Publicado por Mariana Dias

O filme Ainda Estou Aqui ao ganhar o Oscar na categoria de Melhor Filme Internacional, elucidou que a arte sempre resistiu e resiste a todas as ditaduras. A premiação, além de impulsionar debates sobre o assunto que o filme aborda, também trouxe à tona questionamentos negativos, como: “E a fome no Brasil?” “E qual o impacto disso nos problemas relevantes brasileiros?”

O filme dirigido por Walter Salles, é uma adaptação do livro de Marcelo Rubens Paiva. Ainda Estou Aqui possui uma fotografia espetacular, acompanhada de uma direção criteriosa, que constrói uma narrativa dolorosa sobre a vida do deputado Rubens Paiva (interpretado nofilme por Selton Mello) durante a ditadura militar brasileira. O filme retrata o momento de maior acirramento político e perseguição a opositores do regime militar. Durante o ato institucional Nº 5, conhecido como “O golpe dentro do golpe” (por ter sido o mais severo e por ter acabado completamente a imagem amigável que o regime tentava passar para o exterior), Rubens Paiva mantinha contato com guerrilhas contra o regime militar, um ato muito arriscado e de extrema coragem que culminou em sua descoberta e prisão política. O filme retrata o momento em que os militares chegam à sua residência, fechando janelas,tirando o brilho de alguma esperança contra o severo regime, trancando portas e, mais uma vez, elucidando metaforicamente o caráter ditatorial do período e tirando as crianças de suas vida comum e feliz na rua.

Cesar Paschoalini diz: “A esperança é uma criança, que não simplesmente espera, mas que, principalmente, sonha”. Análogo a essa frase, os militares, ao tirarem as crianças de suas brincadeiras, levam consigo seus sonhos e a esperança de um dia melhor.

Após Rubens Paiva ser levado, o clima de tensão paira sobre a casa da família e se estende por todo o filme. Dias depois, Eunice Paiva (interpretada por Fernanda Montenegro)e uma filha do casal são sequestradas e levadas para a dependência do DOI-CODI. Eunice é torturada pelos militares por dias.
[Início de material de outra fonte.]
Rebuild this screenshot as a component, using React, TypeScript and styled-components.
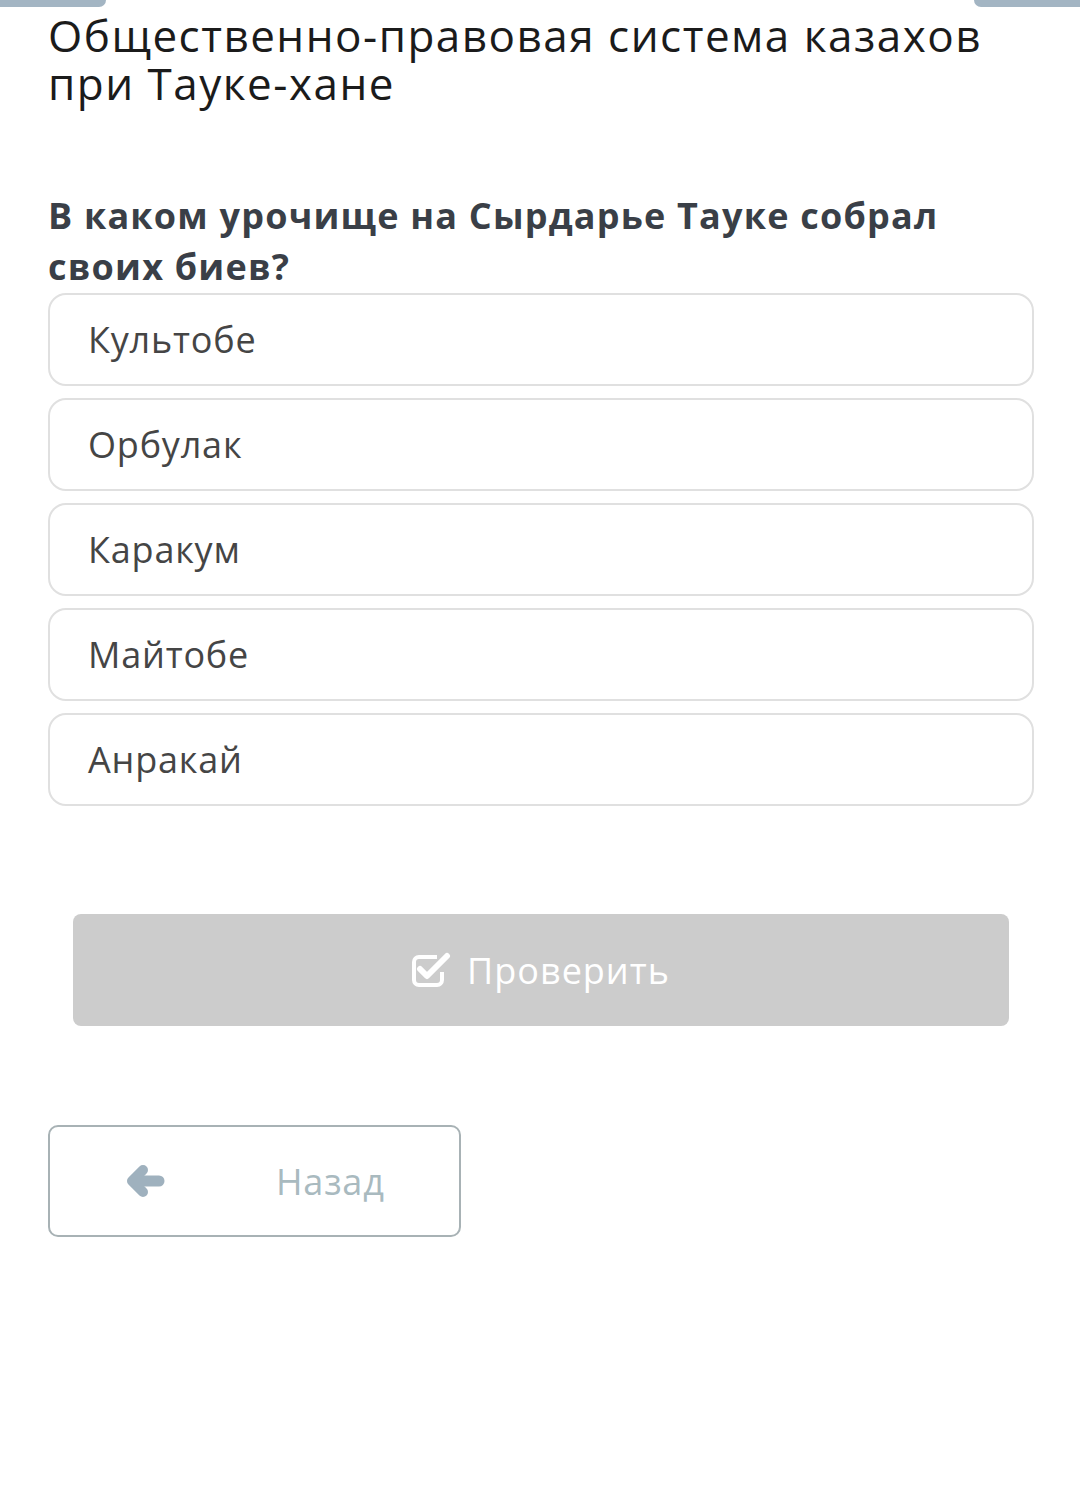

O filme retrata seu semblante cansado e maltratado,após dias de tortura, até finalmente ser devolvida à sua casa, Eunice volta para sua casa com marcas no corpo e na mente. Muitos alegam que Eunice voltou traumatizada, mas,como disse a ex-presidente Dilma Rousseff: “É diferente de trauma… chama-se repressão política”. Concordo que Eunice volta violentada após uma repressão política, e não traumatizada. Dessa forma a história se desenrola, Eunice após a repressão torna-se advogada conseguindo a certidão de óbito de Rubens Paiva.

Após essa breve resenha, voltamos ao tópico principal: o que isso realmente impacta no cenário brasileiro?

O sociólogo Pedrinho Guareschi afirma que o nível de consciência de uma sociedade sobre si mesma está quantificado pelo grau de sua cultura, e, portanto, de sua produção cultural. A produção cultural, além de ser um reflexo de determinada época, demonstra o grau de conscientização da população sobre o cenário político, afinal, antes do cinema ser arte é memória! A cultura, além de entreter, desenvolve senso crítico na população, e uma população consciente é uma população que desafia o sistema. O que elucida-se em regimes ditatoriais como na obra 1984 de George Orwell, uma das primeiras coisas a serem controladas na distopia é a criação e a produção de arte, pois com a arte controlada pelo Estado não há espaço para questionamentos, e a população se torna passiva, controlada e não desafia o sistema.

Portanto, o filme Ainda Estou Aqui, ao mesmo tempo que traz à memória os anos de chumbo no Brasil, torna-se disruptivo ao romper com a bolha e incentivar o senso crítico,levando isso para além das fronteiras da América Latina e conquistando o primeiro Oscar brasileiro.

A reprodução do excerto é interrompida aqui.